Ecco la lente apofenica del complottista: la conservazione dell’identità di fronte al caos del mondo, l’incapacità di gestire un mondo così complesso e pertanto il conseguente isolamento.
Vi propongo due dati psicologici che ci possono far capire la profondità dell’isolamento di un complottista.
Controtransfert
Il primo è quello che, uscendo dal significato del setting analitico, possiamo chiamare controtransfert. Utilizzo la parola controtransfert per descrivere la reazione emotiva che proviamo nell’ascoltare una persona.
Quando cerchiamo di far ragionare i complottisti sentiamo di essere soli, senza un interlocutore in grado di stare in relazione con noi. Questo è il controtransfert.
Non dobbiamo ignorare il senso di solitudine che proviamo, perché questa dinamica è proprio quella che possiamo ritrovare nella Psiche dei complottisti: una Psiche isolata, che non ha relazioni con il mondo reale e con le altre parti di sé, ovvero che non possiede contraddittori.
Il complottista costruisce una teoria isolata e invalicabile della propria paranoia per proteggersi dal mondo e dai suoi pericoli.
Etimologia
Il secondo dato è l’etimologia della parola complottista che ci permette di inserire un altro tassello in questo discorso. Andando all’origine della parola, e compiendo una mossa di Ta’wil (H. Corbin), ci muoveremo a ritroso attraverso il suo “inconscio”.

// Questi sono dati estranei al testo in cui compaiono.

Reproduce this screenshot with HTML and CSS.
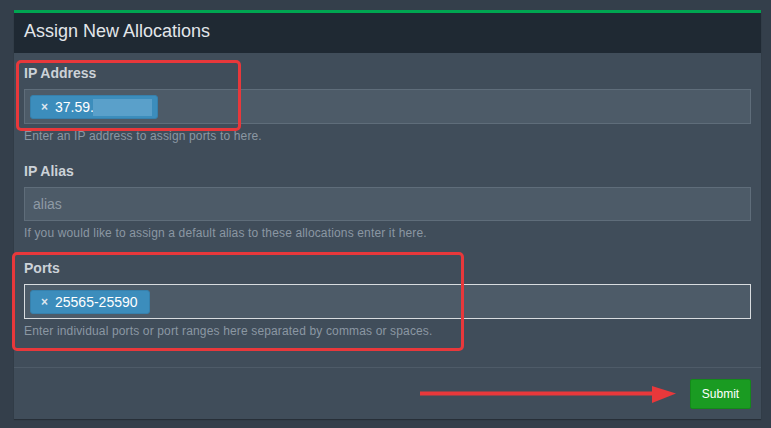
FILE: index.html
```html
<!DOCTYPE html>
<html>
<head>
<meta charset="utf-8">
<link rel="stylesheet" href="styles.css">
</head>
<body>
<div class="box">
  <div class="box-header"><h3 class="box-title">Assign New Allocations</h3></div>
  <div class="box-body">
    <div class="form-group">
      <label class="control-label">IP Address</label>
      <div class="tag-input">
        <span class="tag"><span class="tag-x">×</span><span class="tag-text">37.59.</span><span class="blur"></span></span>
      </div>
      <p class="help">Enter an IP address to assign ports to here.</p>
    </div>
    <div class="form-group">
      <label class="control-label">IP Alias</label>
      <div class="text-input"><span class="placeholder">alias</span></div>
      <p class="help">If you would like to assign a default alias to these allocations enter it here.</p>
    </div>
    <div class="form-group last">
      <label class="control-label">Ports</label>
      <div class="tag-input focused">
        <span class="tag"><span class="tag-x">×</span><span class="tag-text">25565-25590</span></span>
      </div>
      <p class="help">Enter individual ports or port ranges here separated by commas or spaces.</p>
    </div>
  </div>
  <div class="box-footer">
    <button class="btn-submit">Submit</button>
  </div>
</div>
<div class="annot annot-ip"></div>
<div class="annot annot-ports"></div>
<svg class="annot-arrow" width="771" height="428" viewBox="0 0 771 428">
  <line x1="420" y1="393.5" x2="656" y2="393.5" stroke="#e8383b" stroke-width="4"/>
  <polygon points="652,386 676,393.5 652,403" fill="#e8383b"/>
</svg>
</body>
</html>
```
FILE: styles.css
```css
html, body {
  margin: 0;
  padding: 0;
}
body {
  background: #343f4b;
  font-family: "Liberation Sans", Arial, sans-serif;
  width: 771px;
  height: 428px;
  overflow: hidden;
  position: relative;
  padding: 10px 0 0 14px;
  box-sizing: border-box;
}
.box {
  width: 747px;
  background: #404d5a;
  border-top: 3px solid #00a551;
  box-shadow: 0 1px 1px rgba(0,0,0,0.25);
}
.box-header {
  background: #1f2933;
  height: 40px;
  box-sizing: border-box;
  padding: 8px 10px 12px;
}
.box-title {
  margin: 0;
  font-size: 18px;
  line-height: 20px;
  font-weight: normal;
  color: #e2e6ea;
}
.box-body {
  padding: 10px 10px 27px;
}
.form-group {
  margin-bottom: 16px;
}
.form-group.last {
  margin-bottom: 0;
}
.control-label {
  display: block;
  font-size: 14px;
  font-weight: bold;
  line-height: 20px;
  color: #ccd2d8;
  margin-bottom: 6px;
}
.tag-input {
  height: 35px;
  box-sizing: border-box;
  background: #4d5b68;
  border: 1px solid #5f6d7a;
  padding: 5px 5px;
  display: flex;
  align-items: flex-start;
}
.tag-input.focused {
  border-color: #d8dcdf;
}
.text-input {
  height: 34px;
  box-sizing: border-box;
  background: #4d5b68;
  border: 1px solid #5f6d7a;
  padding: 0 8px;
  display: flex;
  align-items: center;
}
.placeholder {
  color: #8f9aa5;
  font-size: 14px;
}
.tag {
  display: inline-flex;
  align-items: center;
  height: 24px;
  box-sizing: border-box;
  background: #3c8dbc;
  border: 1px solid #3680ac;
  border-radius: 3px;
  padding: 0 11px 0 10px;
  color: #fff;
  font-size: 14px;
}
.tag-x {
  color: #dde6ee;
  font-weight: bold;
  font-size: 12px;
  margin-right: 7px;
}
.blur {
  display: inline-block;
  width: 59px;
  height: 17px;
  background: #5aa0ca;
  margin-left: -1px;
  margin-right: -6px;
}
.help {
  margin: 4px 0 0;
  font-size: 12px;
  line-height: 17px;
  letter-spacing: 0.15px;
  color: #8b97a3;
}
.box-footer {
  border-top: 1px solid #4e5b68;
  padding: 11px 10px 10px;
  display: flex;
  justify-content: flex-end;
}
.btn-submit {
  font-family: "Liberation Sans", Arial, sans-serif;
  font-size: 12px;
  line-height: 18px;
  padding: 5px 10px;
  background: #1a9b22;
  border: 1px solid #14891a;
  border-radius: 2px;
  color: #fff;
  width: 61px;
  height: 30px;
  box-sizing: border-box;
}
.annot {
  position: absolute;
  border: 3px solid #e8383b;
  border-radius: 5px;
  box-sizing: border-box;
}
.annot-ip {
  left: 16px;
  top: 60px;
  width: 225px;
  height: 71px;
}
.annot-ports {
  left: 12px;
  top: 252px;
  width: 452px;
  height: 99px;
}
.annot-arrow {
  position: absolute;
  left: 0;
  top: 0;
}
```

Complotto, etimologicamente, significa complice, avvolgere insieme. Pertanto il complotto rappresenta il tentativo di “avvolgere insieme” una realtà frammentata che fa sentire isolato e incompleto il complottista.
Il complottista, infatti, è una persona incompleta (Janet 1889), intimamente isolata e scissa dalle altre parti di sé e del mondo. Esso diventa monolitico nelle argomentazioni perché non può sopportare la pluralità della Psiche e si sente incapace di fronte alla complessità del mondo. Dentro di lui non c’è spazio per l’ambivalenza, per il vero dubbio, e in questo modo protegge la sua estrema fragilità e il senso di inferiorità.
La semplicità della spiegazione complottistica risiede nel costruire una realtà attraverso un’unica lente di ingrandimento: la propria paura di essere “usato”. In realtà il mondo è una complessità di più punti di vista e per lui questa dinamica è ingestibile perché pericolosa per la propria integrità .
Conclusioni
Solo i paranoici sopravvivono (A. Groove)
La paranoia, sotto forma di complotto, non va sminuito, ma va preso sul serio come sintomo della società contemporanea. Viviamo in un periodo storico nel quale ogni giorno emergono le più svariate teorie complottistiche. Questo fenomeno è causato dall’alienazione collettiva alla quale siamo costantemente sottoposti (W. Giegerich, Alchimia della storia, p. 135).
La nostra Psiche, la nostra Anima, si sta distaccando dalla realtà perché non riesce a seguire i tempi iper-veloci del progresso. In questo modo subiamo una scissione interiore e l’individualismo del mondo moderno ne è un sintomo. Ogni uomo è Dio di se stesso, isolato dal resto e dagli altri.
Il complottista utilizza l’apofenia come strumento per gestire l’incapacità ad affrontare la realtà che gli viene proposta, allora ne crea un’altra, più semplice da vivere, monolitica, dove possa sentirsi Dio di se stesso, al sicuro da un mondo minaccioso.